With a new coach comes change.
I think every coach has some tweaks and some beliefs they want to instill. Coming in mid-season it’s going to be a little slower process and take some time. -Pete DeBoer
DeBoer has been tasked with taking over a team that knows it’s good but haven’t quite been able to sustain it consistently. The Golden Knights started out the season with two big wins against DeBoer’s Sharks, then dropped 15 of their next 24. Next, they hit a hot streak winning 13 of 19, but things quickly took a turn for the worse with Vegas losing four straight, costing Gerard Gallant his job.
Now, DeBoer is in charge and he has to figure out how much needs to be changed and where he needs to implement those changes.
From a systems point of view, there will be some tweaks but this is a well-coached team, I’m not coming in here to change everything. -DeBoer
Those tweaks will come eventually, but don’t expect to see them in the next three games.
We’ve got to take it a little bit slower for me. These games until the break I’m going to use to get to know the guys and the team. The players, I want them to play, show me what you can do, what you are capable of, and hopefully coming out of the break we can start to establish some of those things. -DeBoer
However, DeBoer did outline a few things he says he won’t wait for, those he calls, “non-negotiables.”
I was a coach have some non-negotiable things we’re going to stress and that’s attacking and playing north, stopping and defending hard, tracking back, keeping our shifts short, playing four lines. Those are the non-negotiable items for me that we’re going to try and instill right away. -DeBoer
For the most part, it’s all standard coach speak and things the Golden Knights were already doing with Gallant. But, there’s one “item” among the non-negotiables that will require a change from Vegas’ players.
“Keeping our shifts short.”
The average shift length of all players in the NHL is 45.5 seconds. 47.1 seconds for defensemen and 44.6 seconds for forwards. (as of 1/21/20)
Under Gallant Golden Knights came in way above the averages, while DeBoer’s Sharks teams have been below.
Vegas’ shifts are on average over five seconds longer than San Jose’s and four seconds longer than the league. The difference mostly comes down to forwards, where the Golden Knights 49.1 seconds per shift. While Gallant was at the helm, that was tied with Washington for the highest in the league. (Games through 1/14/20)

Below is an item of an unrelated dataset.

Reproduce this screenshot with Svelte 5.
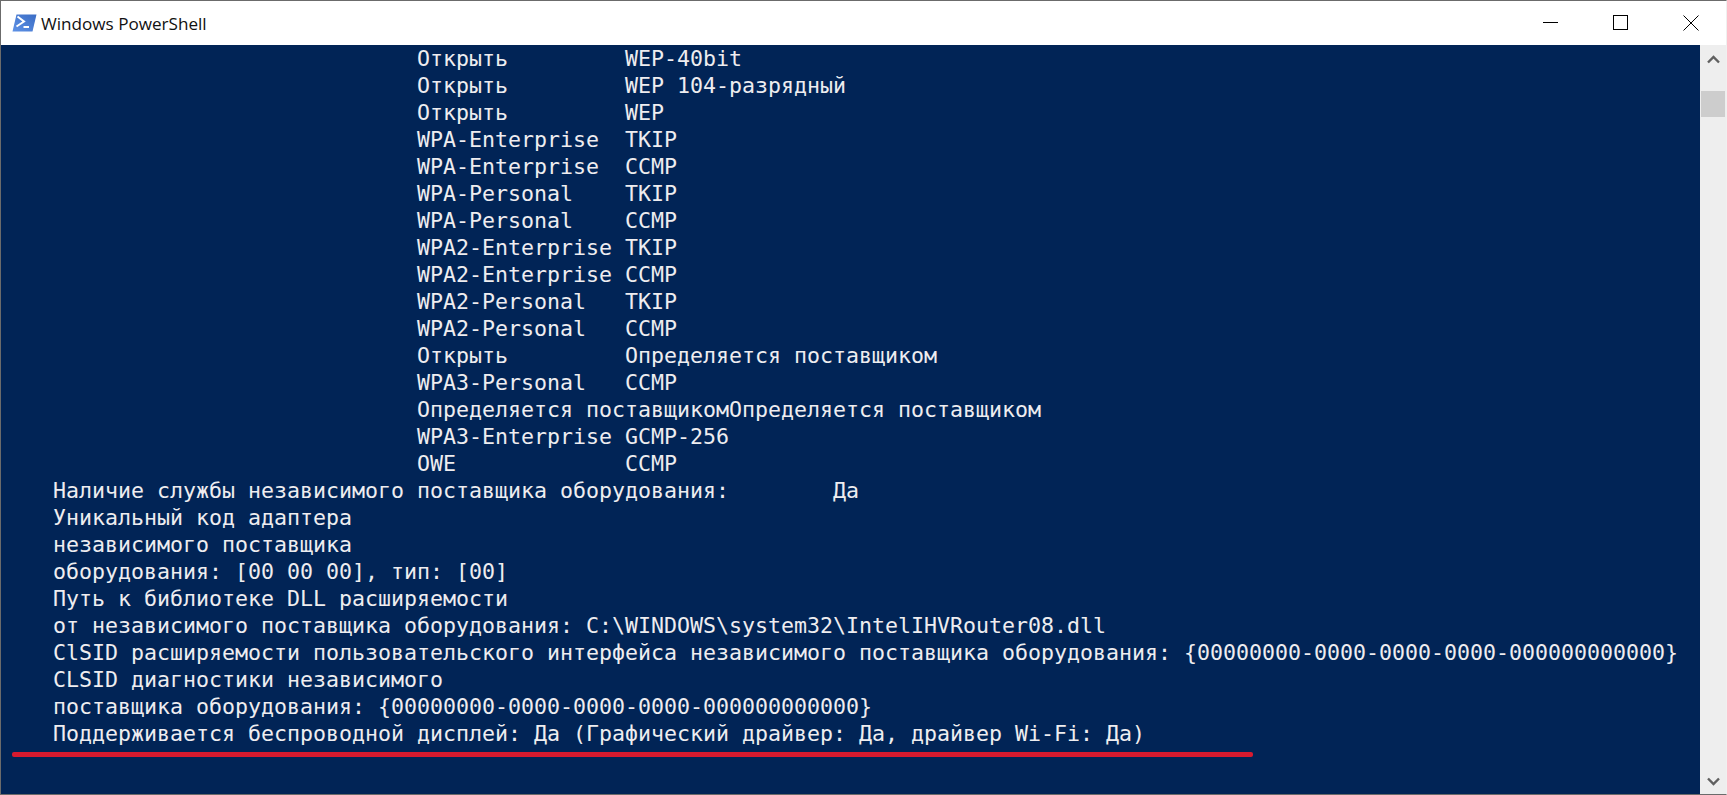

|New York Islanders||45.1|
|New York Rangers||44.0|
This isn’t a new phenomenon for the Golden Knights either. The average shift length for all skaters in franchise history under Gallant was 49.3 seconds.
As you can see, Golden Knights forwards actually have a longer average shift time than defensemen over the 213 games with Gallant.
Under DeBoer, Sharks skaters averaged 44.2 seconds per shift, with forwards clocking in at 42.5 and defensemen at 47.7.
We’re talking about five to seven seconds, but that’s a huge difference when looking at shift length. It means Gallant’s player’s shifts are about 10% longer than DeBoer’s which translates to two to three more shifts per game.
The Golden Knights will certainly have to make an adjustment to fulfill this “non-negotiable” item and the impact it has will likely go a long way in determining how successful the Golden Knights are under new direction.
Through three games, DeBoer’s philosophy seems to be getting through to the Golden Knights.
Also, in the three games, 38 of the 54 skaters have come in under their season average with another three matching their average.